Mentre la figura di Paolo è trasparente quella di Gianni è enigmatica. I sentimenti del figlio sono chiari ed esibiti senza problemi, mentre quelli del padre hanno bisogno di una guida. A fare da Cicerone nell’universo della disabilità è Nicole, una mamma che vede subito la difficoltà di un uomo a fare i conti con “il lavoro sporco che tocca alle madri”. Anche a questo personaggio vengono dati dei contorni volutamente sfumati, come se il regista volesse trasmettere il suo rispetto verso una realtà che, non interessandolo personalmente, ha difficoltà ad interpretare in maniera totale.

Dopo averlo visto esci dalla sala con una strana sensazione. Al di là della bellezza o meno del risultato e il paragone con il libro di Giuseppe Pottiglia Nati due vole dal quale è stato tratto il soggetto, questo film è una grande fonte di spunti di riflessione.

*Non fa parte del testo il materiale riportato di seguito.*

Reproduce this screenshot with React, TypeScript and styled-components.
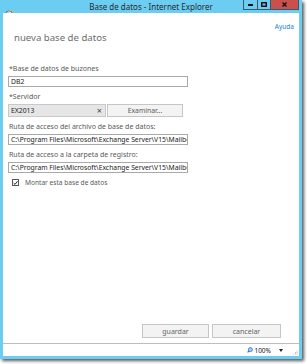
import styled, { createGlobalStyle } from 'styled-components';

const GlobalStyle = createGlobalStyle`
  html, body {
    margin: 0;
    padding: 0;
    background: #fff;
  }
  body {
    font-family: 'Noto Sans', 'DejaVu Sans', sans-serif;
  }
  * {
    box-sizing: border-box;
  }
`;

const Screen = styled.div`
  width: 307px;
  height: 364px;
  background: #fff;
`;

const Window = styled.div`
  width: 302px;
  height: 359px;
  display: flex;
  flex-direction: column;
  padding: 0 3px 3px;
  background: #6ccdf3;
  box-shadow: 2px 2px 3px rgba(0, 0, 0, 0.65);
`;

const TitleBar = styled.div`
  height: 13px;
  display: grid;
  grid-template-columns: 1fr auto 1fr;
  align-items: start;
`;

const TitleIcon = styled.div`
  width: 10px;
  height: 10px;
  margin: 2px 0 0 1px;
`;

const TitleText = styled.div`
  font-size: 8px;
  line-height: 14px;
  color: #2a2a2a;
  white-space: nowrap;
`;

const Controls = styled.div`
  display: flex;
  justify-content: flex-end;
`;

const ControlButton = styled.div<{ $w: number; $close?: boolean }>`
  width: ${(p) => p.$w}px;
  height: 10px;
  display: flex;
  align-items: center;
  justify-content: center;
  background: ${(p) => (p.$close ? '#c9504d' : '#6ccdf3')};
  border: 1px solid #3a5a6a;
  border-top: none;
  margin-left: -1px;
`;

const Body = styled.div`
  flex: 1;
  display: flex;
  flex-direction: column;
  background: #fff;
`;

const Header = styled.div`
  display: flex;
  justify-content: space-between;
  align-items: flex-start;
  padding: 10px 5px 0 11px;
`;

const Heading = styled.div`
  margin-top: 7px;
  font-size: 9.6px;
  line-height: 15px;
  color: #6e6e6e;
`;

const HelpLink = styled.a`
  font-size: 6.5px;
  line-height: 8px;
  color: #1e7fd0;
  text-decoration: none;
`;

const Form = styled.div`
  display: flex;
  flex-direction: column;
  gap: 6px;
  width: 190px;
  margin-top: 20px;
  padding: 0 0 0 5px;
`;

const Field = styled.div`
  display: flex;
  flex-direction: column;
  width: 180px;
`;

const Label = styled.div`
  font-size: 7px;
  line-height: 8px;
  margin: 0 0 3px 1px;
  color: #595959;
  white-space: nowrap;
`;

const TextBox = styled.div`
  height: 11px;
  padding: 0 2px;
  border: 1px solid #a9a9a9;
  font-size: 6.8px;
  line-height: 9px;
  color: #222;
  white-space: nowrap;
  overflow: hidden;
`;

const ServerRow = styled.div`
  display: flex;
  gap: 1px;
  height: 13px;
`;

const ServerBox = styled.div`
  width: 98px;
  display: flex;
  align-items: center;
  justify-content: space-between;
  padding: 0 3px 0 2px;
  background: #e6e6e6;
  border: 1px solid #c9c9c9;
  font-size: 6.8px;
  color: #222;
`;

const ClearMark = styled.span`
  font-size: 9px;
  line-height: 9px;
  color: #444;
`;

const PlainButton = styled.div<{ $w: number }>`
  width: ${(p) => p.$w}px;
  display: flex;
  align-items: center;
  justify-content: center;
  background: #f3f3f3;
  border: 1px solid #c6c6c6;
  font-size: 6.8px;
  color: #5a5a5a;
`;

const CheckRow = styled.div`
  display: flex;
  align-items: center;
  gap: 6px;
  margin: -1px 0 0 4px;
  font-size: 6.6px;
  color: #595959;
`;

const CheckBox = styled.div`
  width: 7px;
  height: 7px;
  border: 1px solid #555;
  background: #fff;
  display: flex;
  align-items: center;
  justify-content: center;
`;

const Actions = styled.div`
  margin-top: auto;
  display: flex;
  justify-content: flex-end;
  gap: 3px;
  padding: 0 18px 5px 0;
`;

const ActionButton = styled(PlainButton)`
  height: 14px;
  font-size: 7px;
  color: #666;
`;

const StatusBar = styled.div`
  height: 13px;
  display: flex;
  align-items: center;
  justify-content: flex-end;
  border-top: 1px solid #bdbdbd;
  padding-right: 1px;
  font-size: 6.5px;
  color: #222;
`;

const Zoom = styled.div`
  display: flex;
  align-items: center;
  gap: 1px;
  margin-right: 8px;
`;

const Arrow = styled.div`
  width: 0;
  height: 0;
  border-left: 2.5px solid transparent;
  border-right: 2.5px solid transparent;
  border-top: 3px solid #222;
  margin-right: 10px;
`;

const Grip = styled.svg`
  align-self: flex-end;
  margin-bottom: 1px;
`;

const IeLogo = () => (
  <svg width="10" height="10" viewBox="0 0 10 10">
    <circle cx="5" cy="5.2" r="3.8" fill="#2a8ee0" />
    <path d="M2.6 5.1h4.8c0-1.6-1-2.5-2.4-2.5S2.6 3.6 2.6 5.1z" fill="#fff" />
    <path d="M3.7 4.4h2.6c-.1-.6-.6-.9-1.3-.9s-1.2.3-1.3.9z" fill="#2a8ee0" />
    <path d="M3.6 5.8c.2.8.8 1.2 1.5 1.2.6 0 1-.2 1.3-.6h1.1C7 7.5 6.2 8 5.1 8 3.7 8 2.6 7.1 2.6 5.8z" fill="#fff" />
    <ellipse cx="5" cy="5" rx="5" ry="2.2" transform="rotate(-35 5 5)" fill="none" stroke="#f2b632" strokeWidth="0.9" />
  </svg>
);

const ZoomIcon = () => (
  <svg width="6" height="6" viewBox="0 0 6 6">
    <circle cx="3.4" cy="2.6" r="2" fill="#9fd0f5" stroke="#2a6ebd" strokeWidth="0.8" />
    <path d="M2 4L0.6 5.4" stroke="#2a6ebd" strokeWidth="1.1" />
  </svg>
);

const Tick = () => (
  <svg width="6" height="6" viewBox="0 0 6 6">
    <path d="M0.8 3.1L2.4 4.7L5.4 0.9" fill="none" stroke="#222" strokeWidth="1.2" />
  </svg>
);

export default function App() {
  return (
    <Screen>
      <GlobalStyle />
      <Window>
        <TitleBar>
          <TitleIcon>
            <IeLogo />
          </TitleIcon>
          <TitleText>Base de datos - Internet Explorer</TitleText>
          <Controls>
            <ControlButton $w={15}>
              <svg width="5" height="2"><rect width="5" height="2" fill="#111" /></svg>
            </ControlButton>
            <ControlButton $w={14}>
              <svg width="6" height="5"><rect x="0.75" y="0.75" width="4.5" height="3.5" fill="none" stroke="#111" strokeWidth="1.5" /></svg>
            </ControlButton>
            <ControlButton $w={29} $close>
              <svg width="5" height="5"><path d="M0.5 0.5L4.5 4.5M4.5 0.5L0.5 4.5" stroke="#111" strokeWidth="1.3" /></svg>
            </ControlButton>
          </Controls>
        </TitleBar>
        <Body>
          <Header>
            <Heading>nueva base de datos</Heading>
            <HelpLink href="#">Ayuda</HelpLink>
          </Header>
          <Form>
            <Field>
              <Label>*Base de datos de buzones</Label>
              <TextBox>DB2</TextBox>
            </Field>
            <Field>
              <Label>*Servidor</Label>
              <ServerRow>
                <ServerBox>
                  EX2013
                  <ClearMark>×</ClearMark>
                </ServerBox>
                <PlainButton $w={76}>Examinar...</PlainButton>
              </ServerRow>
            </Field>
            <Field>
              <Label>Ruta de acceso del archivo de base de datos:</Label>
              <TextBox>C:\Program Files\Microsoft\Exchange Server\V15\Mailbox</TextBox>
            </Field>
            <Field>
              <Label>Ruta de acceso a la carpeta de registro:</Label>
              <TextBox>C:\Program Files\Microsoft\Exchange Server\V15\Mailbox</TextBox>
            </Field>
            <CheckRow>
              <CheckBox>
                <Tick />
              </CheckBox>
              Montar esta base de datos
            </CheckRow>
          </Form>
          <Actions>
            <ActionButton $w={67}>guardar</ActionButton>
            <ActionButton $w={69}>cancelar</ActionButton>
          </Actions>
          <StatusBar>
            <Zoom>
              <ZoomIcon />
              100%
            </Zoom>
            <Arrow />
            <Grip width="5" height="5" viewBox="0 0 5 5">
              <rect x="3.5" y="0.5" width="1" height="1" fill="#bbb" />
              <rect x="2" y="2" width="1" height="1" fill="#bbb" />
              <rect x="3.5" y="2" width="1" height="1" fill="#bbb" />
              <rect x="0.5" y="3.5" width="1" height="1" fill="#bbb" />
              <rect x="2" y="3.5" width="1" height="1" fill="#bbb" />
              <rect x="3.5" y="3.5" width="1" height="1" fill="#bbb" />
            </Grip>
          </StatusBar>
        </Body>
      </Window>
    </Screen>
  );
}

Interessante sia per chi vive nel mondo della diversabilità, che per chi ne ha a che fare e anche per chi non lo conosce abbastanza da sapere quali sono gli ostacoli che ogni giorno esso propone. Il realismo con cui vengono proposte immagine e situazioni è sicuramente una scelta azzeccata. Sarebbe forse stato più semplice per il regista lavorare in superficie, proponendo la solita pellicola patinata che suscita un mare di lacrime nella platea commossa da scene surreali. La scelta della quotidianità invece è un rischio che francamente ci è piaciuto, ha il sapore della protesta verso l’acriticità di certo cinema che sbandiera il proprio interesse verso i casi umani elargendo poi solo tonnellate di banalità. Invece Amelio non lascia nulla per scontato, sorvola solo quei dettagli personali la cui messinscena sarebbe solo un’ingiustificata invasione della sfera privata.